Back to school–everyone’s favorite time of year! When students from 50 states and 102 countries once again gather in the cold and damp city of Providence, carrying an equally varied array of the winter flu. When your paper thin dorm walls echo with the bellowing of your neighbor’s coughing. When phlegm flies faster than you can say “override request.”
In order to help the hoards of students who may-or-may-not have COVID-19 (testing is so 2021, right girls?), nurses have been giving out free advice to students provided they call no fewer than three times and wait on hold for approximately 34 minutes. Although they certainly cannot allow you to schedule an appointment with a doctor, the nurses do want you to know that they have a totally-legitimate and definitely-helpful pamphlet to send you.
Here is a transcript taken from one student’s BWell portal:
“For thoſe whom the plague hath ſtricketh,
“Maketh a draught of elderberrie, the fruits to be harveſted by thine own hand,
Collect a prettie quantitie of lobſter ſhell, to be grounde into a fine duſt,
Add a unicorne’s horne, and mix thus in an abandoned ſoup container from Jo’s. Drinketh until empty.
At last, make ſure thou prays’t to the Lord to ſpare you from His peſtilence, which he hath ſent as puniſhment for thine ſins (yes Lindsay, He takes note every time you pet the cop dog).”
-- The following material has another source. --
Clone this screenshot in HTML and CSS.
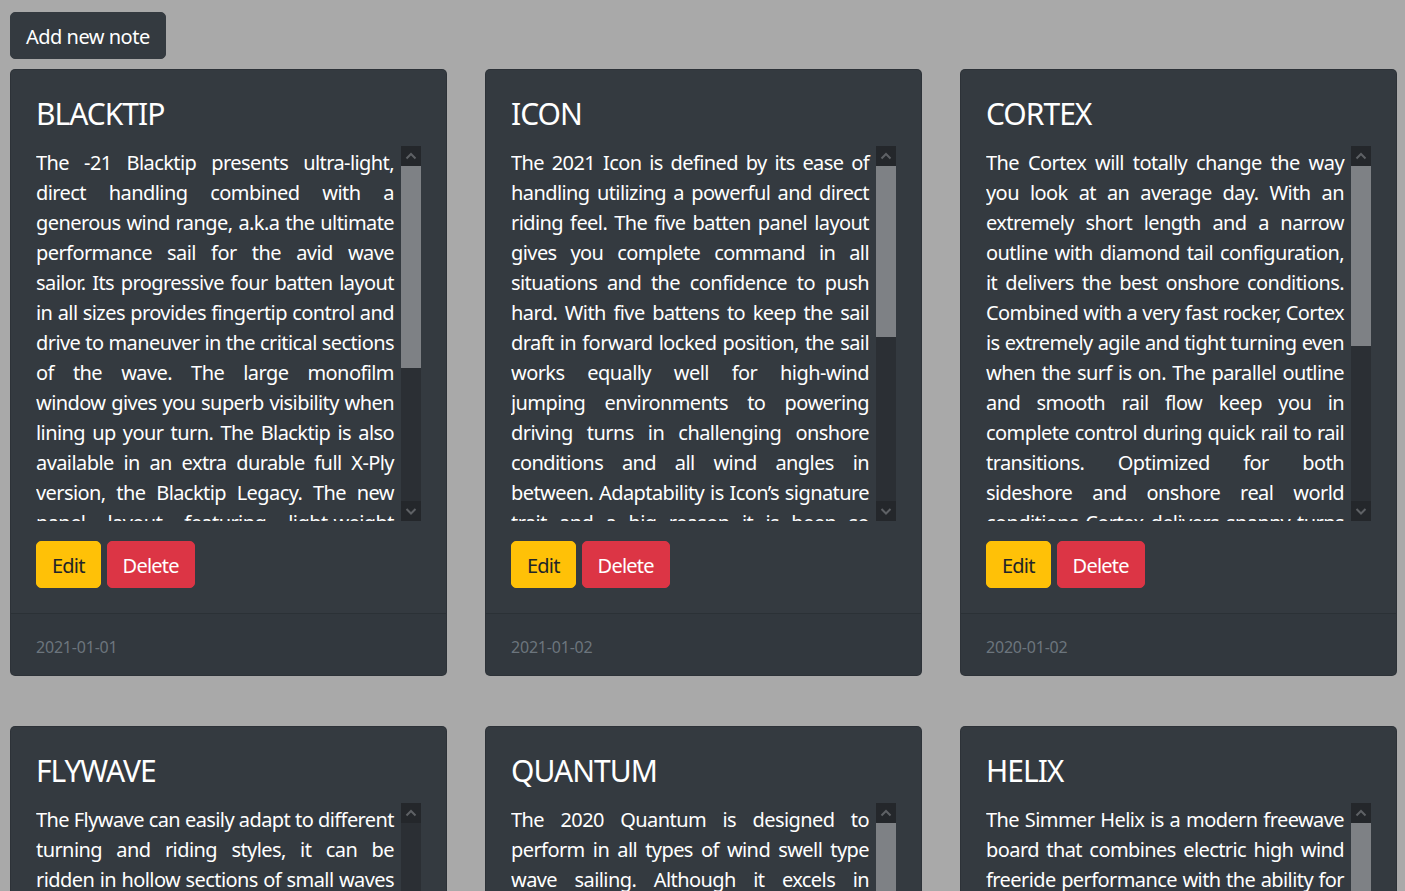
FILE: index.html
```html
<!DOCTYPE html>
<html lang="en">
<head>
<meta charset="utf-8">
<title>Notes</title>
<link rel="stylesheet" href="styles.css">
</head>
<body>
<div class="page">
  <button class="btn btn-dark add-btn">Add new note</button>
  <div class="notes">

    <div class="card">
      <div class="card-body">
        <h4 class="card-title">BLACKTIP</h4>
        <div class="note-scroll">
          <p class="note-text">The -21 Blacktip presents ultra-light, direct handling combined with a generous wind range, a.k.a the ultimate performance sail for the avid wave sailor. Its progressive four batten layout in all sizes provides fingertip control and drive to maneuver in the critical sections of the wave. The large monofilm window gives you superb visibility when lining up your turn. The Blacktip is also available in an extra durable full X-Ply version, the Blacktip Legacy. The new panel layout featuring light-weight materials keeps the sail light in the hands, while the refined luff curve gives a wider tuning range and a more forgiving feel in gusty conditions. Whether you are riding down the line or going for big jumps, the Blacktip delivers instant power when you need it.</p>
          <div class="scrollbar">
            <span class="sb-btn"><svg viewBox="0 0 20 20" width="20" height="20"><polyline points="5.5,12.5 10,8 14.5,12.5"/></svg></span>
            <span class="sb-track"><span class="sb-thumb" style="height:202px"></span></span>
            <span class="sb-btn"><svg viewBox="0 0 20 20" width="20" height="20"><polyline points="5.5,8 10,12.5 14.5,8"/></svg></span>
          </div>
        </div>
        <div class="actions">
          <button class="btn btn-warning">Edit</button>
          <button class="btn btn-danger">Delete</button>
        </div>
      </div>
      <div class="card-footer"><small class="text-muted">2021-01-01</small></div>
    </div>

    <div class="card">
      <div class="card-body">
        <h4 class="card-title">ICON</h4>
        <div class="note-scroll">
          <p class="note-text">The 2021 Icon is defined by its ease of handling utilizing a powerful and direct riding feel. The five batten panel layout gives you complete command in all situations and the confidence to push hard. With five battens to keep the sail draft in forward locked position, the sail works equally well for high-wind jumping environments to powering driving turns in challenging onshore conditions and all wind angles in between. Adaptability is Icon’s signature trait and a big reason it is been so popular among wave sailors of every level. The refined luff curve and the balanced outline give a light feel in the hands, while the compact boom length keeps the rig easy to throw around in the critical sections. Available in a wide range of sizes, the Icon covers everything from light onshore days to radical side-off conditions, always with the same predictable and confidence inspiring feel that lets you focus on the wave.</p>
          <div class="scrollbar">
            <span class="sb-btn"><svg viewBox="0 0 20 20" width="20" height="20"><polyline points="5.5,12.5 10,8 14.5,12.5"/></svg></span>
            <span class="sb-track"><span class="sb-thumb" style="height:171px"></span></span>
            <span class="sb-btn"><svg viewBox="0 0 20 20" width="20" height="20"><polyline points="5.5,8 10,12.5 14.5,8"/></svg></span>
          </div>
        </div>
        <div class="actions">
          <button class="btn btn-warning">Edit</button>
          <button class="btn btn-danger">Delete</button>
        </div>
      </div>
      <div class="card-footer"><small class="text-muted">2021-01-02</small></div>
    </div>

    <div class="card">
      <div class="card-body">
        <h4 class="card-title">CORTEX</h4>
        <div class="note-scroll">
          <p class="note-text">The Cortex will totally change the way you look at an average day. With an extremely short length and a narrow outline with diamond tail configuration, it delivers the best onshore conditions. Combined with a very fast rocker, Cortex is extremely agile and tight turning even when the surf is on. The parallel outline and smooth rail flow keep you in complete control during quick rail to rail transitions. Optimized for both sideshore and onshore real world conditions Cortex delivers snappy turns and loose top turns in every type of wave. The compact volume distribution keeps the board easy to sink into the turn, while the double concave bottom adds grip and release at exactly the right moment. Whether you ride small mushy waves or clean down the line conditions, the Cortex keeps you in the pocket and makes every day on the water count.</p>
          <div class="scrollbar">
            <span class="sb-btn"><svg viewBox="0 0 20 20" width="20" height="20"><polyline points="5.5,12.5 10,8 14.5,12.5"/></svg></span>
            <span class="sb-track"><span class="sb-thumb" style="height:180px"></span></span>
            <span class="sb-btn"><svg viewBox="0 0 20 20" width="20" height="20"><polyline points="5.5,8 10,12.5 14.5,8"/></svg></span>
          </div>
        </div>
        <div class="actions">
          <button class="btn btn-warning">Edit</button>
          <button class="btn btn-danger">Delete</button>
        </div>
      </div>
      <div class="card-footer"><small class="text-muted">2020-01-02</small></div>
    </div>

    <div class="card">
      <div class="card-body">
        <h4 class="card-title">FLYWAVE</h4>
        <div class="note-scroll">
          <p class="note-text">The Flywave can easily adapt to different turning and riding styles, it can be ridden in hollow sections of small waves as well as in bigger, more powerful conditions. Its flat rocker line gives early planing and plenty of speed, while the rounded tail keeps the board loose and playful in the turns.</p>
          <div class="scrollbar">
            <span class="sb-btn"><svg viewBox="0 0 20 20" width="20" height="20"><polyline points="5.5,12.5 10,8 14.5,12.5"/></svg></span>
            <span class="sb-track"></span>
            <span class="sb-btn"><svg viewBox="0 0 20 20" width="20" height="20"><polyline points="5.5,8 10,12.5 14.5,8"/></svg></span>
          </div>
        </div>
        <div class="actions">
          <button class="btn btn-warning">Edit</button>
          <button class="btn btn-danger">Delete</button>
        </div>
      </div>
      <div class="card-footer"><small class="text-muted">2020-01-03</small></div>
    </div>

    <div class="card">
      <div class="card-body">
        <h4 class="card-title">QUANTUM</h4>
        <div class="note-scroll">
          <p class="note-text">The 2020 Quantum is designed to perform in all types of wind swell type wave sailing. Although it excels in onshore and cross-onshore conditions, it is just as much at home in clean down the line waves. The five batten layout gives stability and drive, while the short boom length keeps the sail compact and manoeuvrable in every turn. A refined luff curve adds a wide tuning range, so the Quantum stays smooth and controllable when the wind picks up and the waves get bigger. It is the ideal choice for sailors who want one sail for every condition they meet on the water.</p>
          <div class="scrollbar">
            <span class="sb-btn"><svg viewBox="0 0 20 20" width="20" height="20"><polyline points="5.5,12.5 10,8 14.5,12.5"/></svg></span>
            <span class="sb-track"><span class="sb-thumb" style="height:200px"></span></span>
            <span class="sb-btn"><svg viewBox="0 0 20 20" width="20" height="20"><polyline points="5.5,8 10,12.5 14.5,8"/></svg></span>
          </div>
        </div>
        <div class="actions">
          <button class="btn btn-warning">Edit</button>
          <button class="btn btn-danger">Delete</button>
        </div>
      </div>
      <div class="card-footer"><small class="text-muted">2020-01-04</small></div>
    </div>

    <div class="card">
      <div class="card-body">
        <h4 class="card-title">HELIX</h4>
        <div class="note-scroll">
          <p class="note-text">The Simmer Helix is a modern freewave board that combines electric high wind freeride performance with the ability for radical wave riding. Its smooth rocker line and balanced volume distribution make it fast and easy to sail, while the narrow tail gives plenty of grip and control in the turns. Whether you are jumping on a flat water day or carving on a big wave, the Helix feels at home in both worlds and keeps a smile on your face from the first run of the day to the last one.</p>
          <div class="scrollbar">
            <span class="sb-btn"><svg viewBox="0 0 20 20" width="20" height="20"><polyline points="5.5,12.5 10,8 14.5,12.5"/></svg></span>
            <span class="sb-track"><span class="sb-thumb" style="height:230px"></span></span>
            <span class="sb-btn"><svg viewBox="0 0 20 20" width="20" height="20"><polyline points="5.5,8 10,12.5 14.5,8"/></svg></span>
          </div>
        </div>
        <div class="actions">
          <button class="btn btn-warning">Edit</button>
          <button class="btn btn-danger">Delete</button>
        </div>
      </div>
      <div class="card-footer"><small class="text-muted">2020-01-05</small></div>
    </div>

  </div>
</div>
</body>
</html>
```

FILE: styles.css
```css
* { box-sizing: border-box; }

html, body {
  margin: 0;
  background: #a9a9a9;
}

body {
  font-family: "Noto Sans", "Open Sans", "Liberation Sans", sans-serif;
  font-size: 20px;
  line-height: 30px;
  color: #212529;
}

.page {
  padding: 12px 8px 40px 10px;
}

.btn {
  display: inline-block;
  font-family: inherit;
  font-size: 20px;
  line-height: 30px;
  font-weight: 400;
  padding: 8.5px 15px 6.5px;
  border: 1px solid transparent;
  border-radius: 5px;
  cursor: pointer;
  letter-spacing: -0.8px;
}

.btn-dark {
  background: #343a40;
  border-color: #343a40;
  color: #fff;
}

.add-btn {
  margin-bottom: 10px;
  letter-spacing: -0.5px;
}

.btn-warning {
  background: #ffc107;
  border-color: #ffc107;
  color: #212529;
}

.btn-danger {
  background: #dc3545;
  border-color: #dc3545;
  color: #fff;
}

.notes {
  display: grid;
  grid-template-columns: repeat(3, 437px);
  column-gap: 38px;
  row-gap: 50px;
}

.card {
  background: #343a40;
  border: 1px solid rgba(0, 0, 0, 0.125);
  border-radius: 5px;
  color: #fff;
  display: flex;
  flex-direction: column;
  overflow: hidden;
}

.card-body {
  padding: 25px;
}

.card-title {
  margin: 0 0 15px;
  padding-top: 1px;
  height: 36px;
  font-size: 30px;
  line-height: 36px;
  font-weight: 400;
  letter-spacing: -1px;
}

.note-scroll {
  display: flex;
  height: 375px;
  margin-bottom: 20px;
}

.note-text {
  flex: 1;
  margin: 0;
  padding: 2px 7px 0 0;
  overflow: hidden;
  text-align: justify;
  letter-spacing: -0.58px;
}

.scrollbar {
  width: 20px;
  flex: none;
  display: flex;
  flex-direction: column;
  background: #2b2f34;
}

.sb-btn {
  height: 20px;
  flex: none;
  background: #24272b;
  display: flex;
}

.sb-btn svg {
  display: block;
}

.sb-btn polyline {
  fill: none;
  stroke: #5e6165;
  stroke-width: 2;
}

.sb-track {
  flex: 1;
  display: flex;
  flex-direction: column;
}

.sb-thumb {
  display: block;
  background: #7e8185;
}

.actions {
  display: flex;
  gap: 6px;
}

.card-footer {
  border-top: 1px solid rgba(0, 0, 0, 0.125);
  background: rgba(0, 0, 0, 0.03);
  padding: 17px 25px 13px;
  line-height: 30px;
}

.text-muted {
  color: #6c757d;
  font-size: 16px;
  letter-spacing: -0.2px;
}
```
Following the release of this message, St Stephen’s church reported a stark uptick in attendance.
“We were really–achoo!–pleased to find the godless–ACHOO!–woke mob of Brown University has found its way back to God,” the pastor, maskless and dripping snot, reported to us.
As to whether or not this cure works, we still aren’t sure. Despite the packed pews at St. Stephen’s and empty lobster tanks at Hemmenways, it seems that few students have been able to find the necessary ingredients for the draught. One student, Ramona Corona, told us she was still looking for the unicorn horn.
“I mean, I found a birb last week, so this can’t be that hard, right?”